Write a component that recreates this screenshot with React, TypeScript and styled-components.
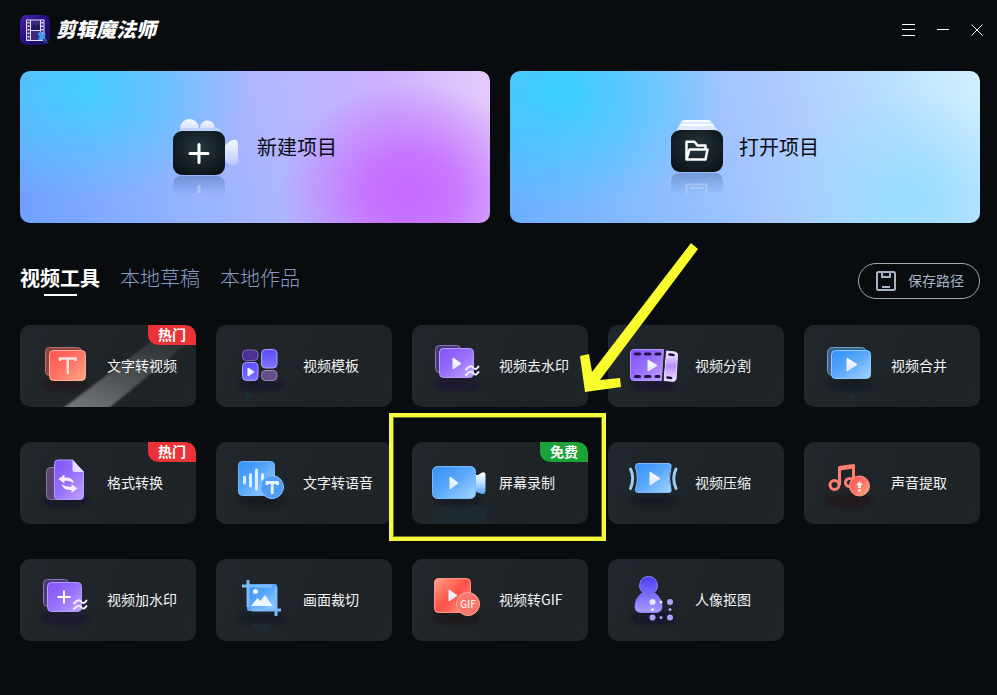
import React from "react";
import styled, { createGlobalStyle } from "styled-components";

const GlobalStyle = createGlobalStyle`
  * { box-sizing: border-box; }
  body { margin: 0; background: #080c0f; }
  button { border: 0; padding: 0; margin: 0; background: none; color: inherit; font: inherit; cursor: pointer; }
  svg { display: block; flex: none; }
`;

const Window = styled.div`
  min-height: 100vh;
  background: #080c0f;
  color: #f2f4f6;
  font-family: "Noto Sans CJK SC", "Noto Sans", sans-serif;
  overflow: hidden;
`;

const Header = styled.header`
  height: 60px;
  display: flex;
  align-items: center;
  justify-content: space-between;
  padding: 0 3px 0 20px;
`;

const Brand = styled.div`
  display: flex;
  align-items: center;
  gap: 6px;
`;

const BrandName = styled.h1`
  margin: 0;
  padding-bottom: 2px;
  font-size: 20px;
  line-height: 30px;
  font-weight: 900;
  font-style: italic;
  color: #fff;
`;

const WindowControls = styled.div`
  display: flex;
`;

const ControlButton = styled.button`
  width: 34px;
  height: 34px;
  display: flex;
  align-items: center;
  justify-content: center;
`;

const Main = styled.main`
  padding: 11px 17px 24px 20px;
`;

const Banners = styled.div`
  display: grid;
  grid-template-columns: 1fr 1fr;
  gap: 20px;
`;

const Banner = styled.button<{ $kind: "new" | "open" }>`
  height: 152px;
  border-radius: 10px;
  display: flex;
  align-items: center;
  justify-content: center;
  gap: 16px;
  color: #080b12;
  font-size: 20px;
  line-height: 30px;
  background: ${(p) =>
    p.$kind === "new"
      ? `radial-gradient(ellipse 130px 110px at 83% 80%, #c66cff 0%, #c66cffd9 35%, #c66cff00 100%),
         radial-gradient(ellipse 170px 110px at 13% 12%, #42ceff 0%, #42ceff00 100%),
         linear-gradient(75deg, #6fa0ff 0%, #8fb2ff 30%, #b2b6ff 55%, #cbb0ff 78%, #e4cdfc 100%)`
      : `radial-gradient(ellipse 150px 110px at 84% 84%, #98dcff 0%, #98dcff00 100%),
         radial-gradient(ellipse 170px 120px at 10% 14%, #38d0ff 0%, #38d0ff00 100%),
         linear-gradient(75deg, #6aaeff 0%, #8cbcff 30%, #b0caff 60%, #b8deff 80%, #d4f0ff 100%)`};
`;

const Toolbar = styled.div`
  margin: 40px 0 26px;
  display: flex;
  align-items: flex-start;
  justify-content: space-between;
`;

const Tabs = styled.nav`
  display: flex;
  gap: 20px;
`;

const Tab = styled.button<{ $active?: boolean }>`
  display: flex;
  flex-direction: column;
  align-items: center;
  font-size: 20px;
  line-height: 30px;
  font-weight: ${(p) => (p.$active ? 700 : 300)};
  color: ${(p) => (p.$active ? "#fff" : "#8a9cc4")};

  &::after {
    content: "";
    width: 33px;
    height: 2px;
    margin-top: 1px;
    background: ${(p) => (p.$active ? "#fff" : "transparent")};
  }
`;

const SaveButton = styled.button`
  height: 36px;
  padding: 0 15px 0 17px;
  display: flex;
  align-items: center;
  gap: 12px;
  border: 1px solid #a3a8b3;
  border-radius: 18px;
  color: #a9b4c8;
  font-size: 14px;
  line-height: 20px;
`;

const ToolGrid = styled.ul`
  margin: 0;
  padding: 0;
  list-style: none;
  display: grid;
  grid-template-columns: repeat(5, minmax(0, 1fr));
  gap: 35px 20px;
`;

const ToolItem = styled.li`
  position: relative;
`;

const ToolCard = styled.button`
  position: relative;
  width: 100%;
  height: 82px;
  display: flex;
  align-items: center;
  gap: 7px;
  border-radius: 10px;
  overflow: hidden;
  background: linear-gradient(110deg, #21272c, #1e2327 60%, #1f2427);
  font-size: 14px;
  line-height: 20px;
  text-align: left;
`;

const ButtonLabel = styled.span`
  position: relative;
  padding-bottom: 2px;
  white-space: nowrap;
`;

const Beam = styled.svg`
  position: absolute;
  left: 0;
  top: 0;
`;

const Badge = styled.span<{ $free?: boolean }>`
  position: absolute;
  top: 0;
  right: 0;
  width: 48px;
  height: 20px;
  line-height: 18px;
  border-radius: 0 10px 0 10px;
  background: ${(p) => (p.$free ? "#1ba337" : "#ea3238")};
  color: #fff;
  font-weight: 700;
  text-align: center;
`;

const Highlight = styled.div`
  position: absolute;
  z-index: 2;
  inset: -29px -18px -17px -23px;
  border: 4px solid #f5fb3a;
  box-shadow: inset 0 0 0 1px #6f7222;
  pointer-events: none;
`;

const Arrow = styled.svg`
  position: absolute;
  z-index: 2;
  left: 166px;
  top: -202px;
  pointer-events: none;
`;

const SharedDefs = styled.svg`
  position: absolute;
`;

const Gradient = ({ id, stops, vertical }: { id: string; stops: string[]; vertical?: boolean }) => (
  <linearGradient id={id} x1="0" y1="0" x2={vertical ? "0" : "1"} y2="1">
    {stops.map((color, i) => (
      <stop key={i} offset={i / (stops.length - 1)} stopColor={color} />
    ))}
  </linearGradient>
);

const Defs = () => (
  <SharedDefs width="0" height="0" aria-hidden>
    <defs>
      <Gradient id="red" stops={["#ff5350", "#ff7367", "#ffab86"]} />
      <Gradient id="redWarm" stops={["#ffa58b", "#ff5147", "#ff9a82"]} />
      <Gradient id="purple" stops={["#8450f8", "#9670fb", "#c2a4ff"]} />
      <Gradient id="indigo" stops={["#5a4df8", "#7d74ff"]} vertical />
      <Gradient id="portrait" stops={["#4a3df5", "#a99cff"]} vertical />
      <Gradient id="blue" stops={["#3190f8", "#5ba9fb", "#a6d6ff"]} />
      <Gradient id="lens" stops={["#ffffff", "#b9ddff", "#5ba4f5"]} vertical />
      <Gradient id="ticket" stops={["#fbf8ff", "#b88dff", "#eee5ff"]} vertical />
      <Gradient id="soft" stops={["#f7faff", "#b8c8ff"]} vertical />
      <Gradient id="light" stops={["#ffffff", "#d7e6ff"]} vertical />
      <Gradient id="logo" stops={["#4b20b0", "#24107c", "#160b50"]} />
      <radialGradient id="ink" cx="0.5" cy="0.4" r="0.75">
        <stop offset="0" stopColor="#26363f" />
        <stop offset="1" stopColor="#080e12" />
      </radialGradient>
      <linearGradient id="mirror" x1="0" y1="0" x2="0" y2="1">
        <stop offset="0" stopColor="#3d5f98" stopOpacity="0.4" />
        <stop offset="1" stopColor="#3d5f98" stopOpacity="0" />
      </linearGradient>
      <linearGradient id="beam" x1="0" y1="1" x2="0.7" y2="0">
        <stop offset="0" stopColor="#fff" stopOpacity="0.4" />
        <stop offset="0.5" stopColor="#fff" stopOpacity="0.22" />
        <stop offset="1" stopColor="#fff" stopOpacity="0.08" />
      </linearGradient>
      <filter id="blur" x="-30%" y="-100%" width="160%" height="300%">
        <feGaussianBlur stdDeviation="3" />
      </filter>
      <filter id="edge">
        <feGaussianBlur stdDeviation="1" />
      </filter>
    </defs>
  </SharedDefs>
);

const ToolIcon = ({ shade, children }: { shade: string; children: React.ReactNode }) => (
  <svg width="80" height="82" viewBox="0 0 80 82" fill="none" aria-hidden>
    <ellipse cx="45" cy="59" rx="22" ry="4" fill={shade} opacity="0.75" filter="url(#blur)" />
    {children}
  </svg>
);

const Play = ({ x, y, w, h }: { x: number; y: number; w: number; h: number }) => (
  <path
    d={`M${x} ${y}L${x + w} ${y + h / 2}L${x} ${y + h}Z`}
    fill="url(#light)"
    stroke="#eef3ff"
    strokeWidth="1"
    strokeLinejoin="round"
  />
);

const Waves = () => (
  <g stroke="#f3edff" strokeWidth="2" strokeLinecap="round">
    <path d="M54 44.5C58 40 60 41 61.5 43C63 45 65 44 66.5 41.5" />
    <path d="M54 50C58 45.5 60 46.5 61.5 48.5C63 50.5 65 49.5 66.5 47" />
  </g>
);

const TextVideoIcon = () => (
  <ToolIcon shade="#2a0e14">
    <rect x="25.5" y="22.5" width="36" height="28" rx="4" fill="#8d4646" stroke="#b5716d" />
    <rect x="29.5" y="25.5" width="36" height="30" rx="4" fill="url(#red)" stroke="#ffad94" />
    <path d="M40 36V33.5H55.5V36M47.8 33.5V49" stroke="#ffe5df" strokeWidth="2.4" />
  </ToolIcon>
);

const TemplateIcon = () => (
  <ToolIcon shade="#120d2a">
    <rect x="26.5" y="25" width="15.500" height="10.500" rx="4" fill="#4c3192" stroke="#8169b5" />
    <rect x="45.5" y="24.5" width="15.500" height="18.500" rx="4" fill="url(#indigo)" stroke="#aaa2ff" />
    <rect x="26.5" y="37.5" width="15.500" height="18" rx="4" fill="url(#indigo)" stroke="#aaa2ff" />
    <rect x="45.5" y="45.5" width="15.500" height="10" rx="4" fill="#644d8a" stroke="#9b86b8" />
    <Play x={32} y={43} w={6} h={8} />
    <path d="M30 66L37 71L30 76Z" fill="#1b3442" opacity="0.6" />
  </ToolIcon>
);

const UnmarkIcon = () => (
  <ToolIcon shade="#1e0b3a">
    <rect x="23.5" y="20.5" width="25" height="27" rx="4" fill="#493778" stroke="#8c78b5" />
    <rect x="27.5" y="23.5" width="34" height="29" rx="4" fill="url(#purple)" stroke="#b99cff" />
    <Play x={41} y={33} w={8} h={11} />
    <Waves />
  </ToolIcon>
);

const SplitIcon = () => (
  <ToolIcon shade="#1e0738">
    <path d="M26 24.5H55.5L54 55.5H26Q22.5 55.5 22.5 52V28Q22.5 24.5 26 24.5Z" fill="url(#purple)" stroke="#b398ff" />
    <path d="M27.500 29H31.500M37.500 29H42M48 29H52M27.500 51.500H31.500M37.500 51.500H42M48 51.500H51" stroke="#241346" strokeWidth="3" strokeLinecap="round" />
    <Play x={40} y={35} w={9} h={11} />
    <path d="M58.500 26L67 27Q69.5 27.5 69.5 30L68 54Q67.5 56.5 65 56.3L56 55.5Z" fill="url(#ticket)" stroke="#eadfff" />
    <path d="M57 25L54.500 56" stroke="#1f2428" strokeWidth="1.5" />
    <path d="M61.500 29.5L65.500 30M59.500 52.500L63 53" stroke="#241346" strokeWidth="2.6" strokeLinecap="round" />
  </ToolIcon>
);

const MergeIcon = () => (
  <ToolIcon shade="#0c1620">
    <rect x="23.5" y="22.5" width="39" height="28" rx="5" fill="#3a6289" stroke="#6fa0c8" />
    <rect x="27.5" y="25.5" width="39" height="28" rx="4" fill="url(#blue)" stroke="#8fc7ff" />
    <Play x={43} y={33} w={10} h={13} />
    <path d="M45 67L54 72L45 77Z" fill="#1b3442" opacity="0.4" />
  </ToolIcon>
);

const ConvertIcon = () => (
  <ToolIcon shade="#12082c">
    <rect x="26.5" y="25.5" width="25" height="32" rx="4" fill="#5a4575" stroke="#8b74a6" />
    <path d="M38 18H52.5L63.5 30V54Q63.5 57.5 60 57.5H38Q34.5 57.5 34.5 54V21.5Q34.5 18 38 18Z" fill="url(#purple)" stroke="#b79bff" />
    <path d="M52.5 17.5L64 30H54.5Q52.5 30 52.5 28Z" fill="#e6dcff" />
    <path d="M38.500 37L44.500 32.500V35.500H47Q53 36 54 41.500Q51 38.800 47 38.800H44.500V41.500Z" fill="#f5efff" />
    <path d="M57.500 46.500L51.500 51V48H49Q43 47.500 41.500 42Q45 44.700 49 44.700H51.500V42Z" fill="#f5efff" />
  </ToolIcon>
);

const SpeechIcon = () => (
  <ToolIcon shade="#0c141e">
    <rect x="22.5" y="19.5" width="36" height="34" rx="4" fill="url(#blue)" stroke="#79baff" />
    <path d="M28.5 35V41M34.5 32.5V44M40.5 28V47M46.5 32.5V38" stroke="#dceeff" strokeWidth="3" strokeLinecap="round" />
    <circle cx="56" cy="45" r="11.5" fill="#519ff5" stroke="#8ac5ff" />
    <path d="M51 43V40.5H61.5V43M56.200 40.5V52" stroke="#e6f4ff" strokeWidth="2.8" />
  </ToolIcon>
);

const RecordIcon = () => (
  <ToolIcon shade="#0c1620">
    <path d="M66 33L70 30.5Q73.5 29.5 73.5 33V49Q73.5 52.5 70 52L64 50V33Z" fill="url(#lens)" />
    <rect x="20.5" y="24.5" width="43" height="32" rx="5" fill="url(#blue)" stroke="#78b9ff" />
    <Play x={38} y={35} w={8} h={12} />
    <path d="M20 64H74V82H20Z" fill="#1b303a" opacity="0.4" />
  </ToolIcon>
);

const CompressIcon = () => (
  <ToolIcon shade="#0e131a">
    <path d="M30 21.5H61Q64 22 63 25Q60 36 63 47Q64 50.5 61 50.5H30Q27 50.5 27.5 47Q31 36 27.5 25Q27 22 30 21.5Z" fill="url(#blue)" stroke="#7cbcff" />
    <path d="M22.5 27Q27 36 22.5 46.5M68 27Q63.5 36 68 46.5" stroke="#a3c9ef" strokeWidth="3" strokeLinecap="round" />
    <Play x={42} y={30} w={10} h={13} />
  </ToolIcon>
);

const AudioIcon = () => (
  <ToolIcon shade="#250b10">
    <g stroke="#ff7d72" strokeWidth="3" strokeLinejoin="round">
      <circle cx="30.5" cy="43" r="4.5" />
      <circle cx="45.5" cy="40.5" r="4" />
      <path d="M35.5 43V25.5L49.5 23.5V40" />
      <path d="M35.5 27L49.5 25" />
    </g>
    <circle cx="55.5" cy="44" r="10" fill="url(#red)" stroke="#ff9a88" />
    <path d="M55.5 39.5L59 43H57V46H54V43H52ZM54 47.5H57V49.5H54Z" fill="#fff1ed" />
  </ToolIcon>
);

const WatermarkIcon = () => (
  <ToolIcon shade="#1e0b3a">
    <rect x="23.5" y="20.5" width="25" height="27" rx="4" fill="#493778" stroke="#8c78b5" />
    <rect x="27.5" y="23.5" width="34" height="29" rx="4" fill="url(#purple)" stroke="#b99cff" />
    <path d="M44 31.5V44.5M37.5 38H50.5" stroke="#fff" strokeWidth="2" />
    <Waves />
  </ToolIcon>
);

const CropIcon = () => (
  <ToolIcon shade="#0c1620">
    <rect x="31" y="25" width="30" height="27" rx="2" fill="url(#blue)" />
    <path d="M32 21V48M26 27H56M60 28V57M36 51H65" stroke="#7bbcf8" strokeWidth="3" />
    <circle cx="39.5" cy="32.5" r="2.5" fill="#edf7ff" />
    <path d="M35 47L41.5 39L44.5 42L49 36L56.5 47Z" fill="#edf7ff" />
    <path d="M36 65H56L49 75L44 70L41 73Z" fill="#1b3a44" opacity="0.4" />
  </ToolIcon>
);

const GifIcon = () => (
  <ToolIcon shade="#1c0b10">
    <rect x="22.5" y="19.5" width="36" height="34" rx="4" fill="url(#redWarm)" stroke="#ff9683" />
    <Play x={37} y={31} w={8} h={11} />
    <circle cx="56" cy="45" r="11.5" fill="#f9766a" stroke="#ffa898" />
    <text x="56" y="49" textAnchor="middle" fontFamily="Noto Sans CJK SC, sans-serif" fontSize="10" fontWeight="500" fill="#fff0ea">
      GIF
    </text>
  </ToolIcon>
);

const PortraitIcon = () => (
  <ToolIcon shade="#0c0b2a">
    <path
      d="M40.5 17.5A9 9 0 0 1 46 33.5Q54 39 54 48Q54 53.5 47 53.5H34Q27 53.5 27 48Q27 39 35 33.5A9 9 0 0 1 40.5 17.5Z"
      fill="url(#portrait)"
      stroke="#8d82ff"
    />
    <g fill="#eae8ff">
      <circle cx="44.5" cy="43" r="3" />
      <circle cx="53" cy="43" r="1.5" />
      <circle cx="44.5" cy="50.5" r="1.5" />
    </g>
    <g fill="#aaa3ff">
      <circle cx="62" cy="43" r="3" />
      <circle cx="62" cy="50.5" r="1.5" />
      <circle cx="44.5" cy="58.5" r="3" />
      <circle cx="53" cy="58.5" r="1.5" />
      <circle cx="62" cy="58.5" r="3" />
    </g>
  </ToolIcon>
);

const LogoIcon = () => (
  <svg width="30" height="30" viewBox="0 0 30 30" fill="none" aria-hidden>
    <rect width="30" height="30" rx="7" fill="url(#logo)" />
    <rect x="6.5" y="5" width="17.5" height="20.5" fill="#3a2a80" stroke="#e6dcff" />
    <path d="M10.5 5V25M20.5 5V25M10.5 15.5H20.5" stroke="#e6dcff" />
    <path d="M8.5 7V25M22.3 7V25" stroke="#e6dcff" strokeWidth="2" strokeDasharray="1.5 2" />
    <path d="M11 13L14 9L16 12L18 9L20 13V15H11Z" fill="#241560" />
    <path d="M21 16L22.5 19L26 19.5L24 22L27 26L25 28L22 24.5L18 25L19.5 21.5L17.5 18.5Z" fill="#3f9cf2" />
    <path d="M24 23.5L28 28L26.5 29L22.5 25Z" fill="#193a78" />
  </svg>
);

const CameraIcon = () => (
  <svg width="68" height="100" viewBox="0 0 68 100" fill="none" aria-hidden>
    <circle cx="16.5" cy="31.5" r="9.5" fill="url(#soft)" />
    <circle cx="34.5" cy="31" r="7.5" fill="url(#soft)" />
    <rect x="6" y="31" width="42" height="12" rx="5" fill="#bdd3ff" />
    <path d="M52 49Q56 44 60 43Q65 42 65 48V62Q65 68 60 68Q56 67.5 52 64Z" fill="url(#soft)" />
    <rect y="34" width="52" height="44" rx="9" fill="url(#ink)" />
    <path d="M26 47.5V65.5M17 56.5H35" stroke="#fff" strokeWidth="3" strokeLinecap="round" />
    <path d="M0 88Q0 79 9 79H43Q52 79 52 88V98H0Z" fill="url(#mirror)" />
    <path d="M26 88V96" stroke="#fff" strokeOpacity="0.3" strokeWidth="3" />
  </svg>
);

const FolderIcon = () => (
  <svg width="52" height="100" viewBox="0 0 52 100" fill="none" aria-hidden>
    <path d="M11 24Q12 23 14 23H36Q38 23 40 24L47 34H5Z" fill="#dce9ff" />
    <path d="M13 23H38L40 25H10ZM10 27H41L43 29H8Z" fill="#f8fbff" />
    <rect y="33" width="52" height="42" rx="9" fill="url(#ink)" />
    <path d="M15.5 62.5V44.8H23.5L26.5 48.5H34.5V52M15.5 62.5L18.5 52.5H36.5L34.5 62.5Z" stroke="#fff" strokeWidth="2.5" strokeLinejoin="round" />
    <path d="M0 85Q0 76 9 76H43Q52 76 52 85V97H0Z" fill="url(#mirror)" />
    <path d="M15.5 96V87.5H35.5V96M18 91H33" stroke="#d6e6ff" strokeOpacity="0.4" strokeWidth="2" />
  </svg>
);

const SaveIcon = () => (
  <svg width="20" height="20" viewBox="0 0 20 20" fill="none" stroke="#a9b4c8" strokeWidth="2" aria-hidden>
    <rect x="1" y="1" width="18" height="18" rx="1.5" />
    <path d="M6 1V6H14V1M6 16H14" />
  </svg>
);

type Tool = { label: string; Icon: React.FC; hot?: boolean; free?: boolean; beam?: boolean };

const tools: Tool[] = [
  { label: "文字转视频", Icon: TextVideoIcon, hot: true, beam: true },
  { label: "视频模板", Icon: TemplateIcon },
  { label: "视频去水印", Icon: UnmarkIcon },
  { label: "视频分割", Icon: SplitIcon },
  { label: "视频合并", Icon: MergeIcon },
  { label: "格式转换", Icon: ConvertIcon, hot: true },
  { label: "文字转语音", Icon: SpeechIcon },
  { label: "屏幕录制", Icon: RecordIcon, free: true },
  { label: "视频压缩", Icon: CompressIcon },
  { label: "声音提取", Icon: AudioIcon },
  { label: "视频加水印", Icon: WatermarkIcon },
  { label: "画面裁切", Icon: CropIcon },
  { label: "视频转GIF", Icon: GifIcon },
  { label: "人像抠图", Icon: PortraitIcon },
];

const ToolEntry = ({ label, Icon, hot, free, beam }: Tool) => (
  <ToolItem>
    <ToolCard type="button">
      <Icon />
      {beam && (
        <Beam width="176" height="82" viewBox="0 0 176 82" aria-hidden>
          <path d="M42 84L132 16H170L88 84Z" fill="url(#beam)" filter="url(#edge)" />
        </Beam>
      )}
      <ButtonLabel>{label}</ButtonLabel>
      {hot && <Badge>热门</Badge>}
      {free && <Badge $free>免费</Badge>}
    </ToolCard>
    {free && (
      <>
        <Highlight />
        <Arrow width="122" height="154" viewBox="578 240 122 154" aria-hidden>
          <path d="M691 243L698 249L600 380L620 378L621 387L585 392L580 356L589 354L592 372Z" fill="#f9fd2e" />
        </Arrow>
      </>
    )}
  </ToolItem>
);

export default function App() {
  return (
    <Window>
      <GlobalStyle />
      <Defs />
      <Header>
        <Brand>
          <LogoIcon />
          <BrandName>剪辑魔法师</BrandName>
        </Brand>
        <WindowControls>
          <ControlButton type="button" aria-label="菜单">
            <svg width="14" height="12" viewBox="0 0 14 12" stroke="#fff" aria-hidden>
              <path d="M0 0.5H13M0 5.5H13M0 11.5H13" />
            </svg>
          </ControlButton>
          <ControlButton type="button" aria-label="最小化">
            <svg width="12" height="12" viewBox="0 0 12 12" stroke="#fff" aria-hidden>
              <path d="M0 5.5H12" />
            </svg>
          </ControlButton>
          <ControlButton type="button" aria-label="关闭">
            <svg width="12" height="12" viewBox="0 0 12 12" stroke="#fff" aria-hidden>
              <path d="M0.5 0.5L11.5 11.5M11.5 0.5L0.5 11.5" />
            </svg>
          </ControlButton>
        </WindowControls>
      </Header>
      <Main>
        <Banners>
          <Banner type="button" $kind="new">
            <CameraIcon />
            新建项目
          </Banner>
          <Banner type="button" $kind="open">
            <FolderIcon />
            打开项目
          </Banner>
        </Banners>
        <Toolbar>
          <Tabs>
            <Tab type="button" $active>视频工具</Tab>
            <Tab type="button">本地草稿</Tab>
            <Tab type="button">本地作品</Tab>
          </Tabs>
          <SaveButton type="button">
            <SaveIcon />
            <ButtonLabel>保存路径</ButtonLabel>
          </SaveButton>
        </Toolbar>
        <ToolGrid>
          {tools.map((tool) => (
            <ToolEntry key={tool.label} {...tool} />
          ))}
        </ToolGrid>
      </Main>
    </Window>
  );
}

_Aim of the task_
Copy out each line of the data where the string "React" appears.

_Response to this task_
Write a component that recreates this screenshot with React, TypeScript and styled-components.
import React from "react";
const ToolIcon = ({ shade, children }: { shade: string; children: React.ReactNode }) => (
type Tool = { label: string; Icon: React.FC; hot?: boolean; free?: boolean; beam?: boolean };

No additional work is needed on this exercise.